Classification mishandling. Cross-domain mistakes are career-ending in coalition operations. Inject mixed-classification batches into your gateway and assert that the highest-classification rule holds for the entire batch. Inject messages that lack classification metadata at all — your code must reject, never default.

Time-skew edge cases. Clocks drift, GPS time and UTC diverge across leap seconds, and partner systems sometimes report time in fields that do not match their wire spec. Drive your harness with deliberately skewed timestamps (positive and negative) and assert your code clamps, rejects, or logs per requirement — never silently accepts a message dated next year.

CWIX Preparation

Six weeks out, the rehearsal cycle starts. Freeze the harness scope; no new features until after Brussels. Stand up an in-house "mini-CWIX" — a closed event over two or three days where every team in the company that touches the system plugs in concurrently.
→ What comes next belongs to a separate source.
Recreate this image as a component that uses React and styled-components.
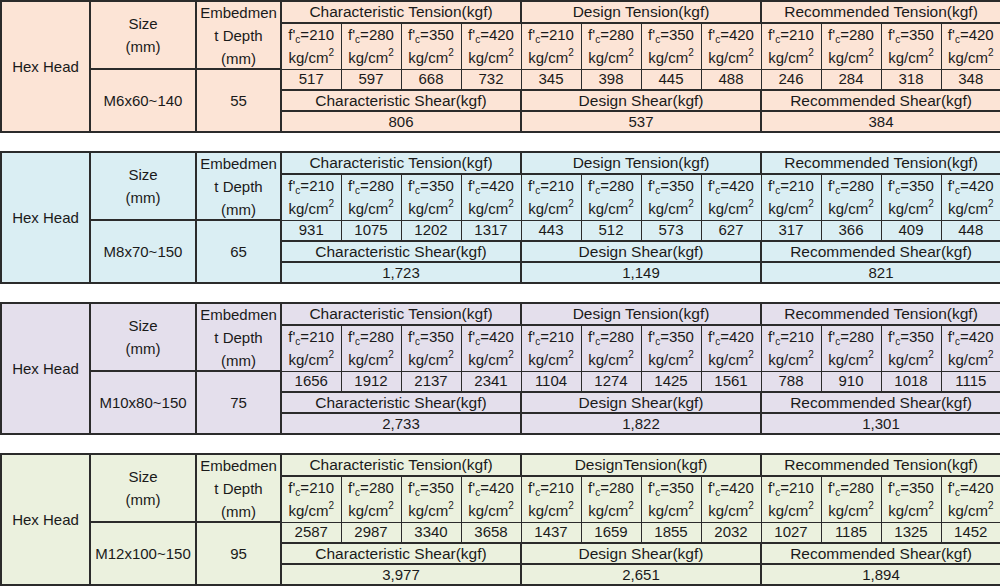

The goal is not to find new bugs; the goal is to make the operations and travel teams fluent on the floor flow before they meet a real partner.

Four weeks out, run a partner dress rehearsal. Coordinate with a friendly vendor or allied unit for a one-day virtual exchange. Even a single external connection exposes assumptions your harness baked in. Capture every pcap, every log; the lessons feed the next year's harness corpus.

Two weeks out, lock the artefact. Tag the build. Burn the simulator image set onto the laptops travelling to Bydgoszcz. Pre-stage every conformance report, every SBOM, every signed evidence bundle in the format JFC Brunssum accreditation reviewers expect.

On the floor, the discipline is logging. Capture every byte on every interface, classified and unclassified, with synchronised clocks. Triage in real time but resolve nothing destructively — the value of CWIX is not the bugs you fix during the exercise; it is the bugs you fix in the harness afterwards so they never recur. The lessons-learned cycle, executed faithfully, is what fuels the next year's clean run and the year after that.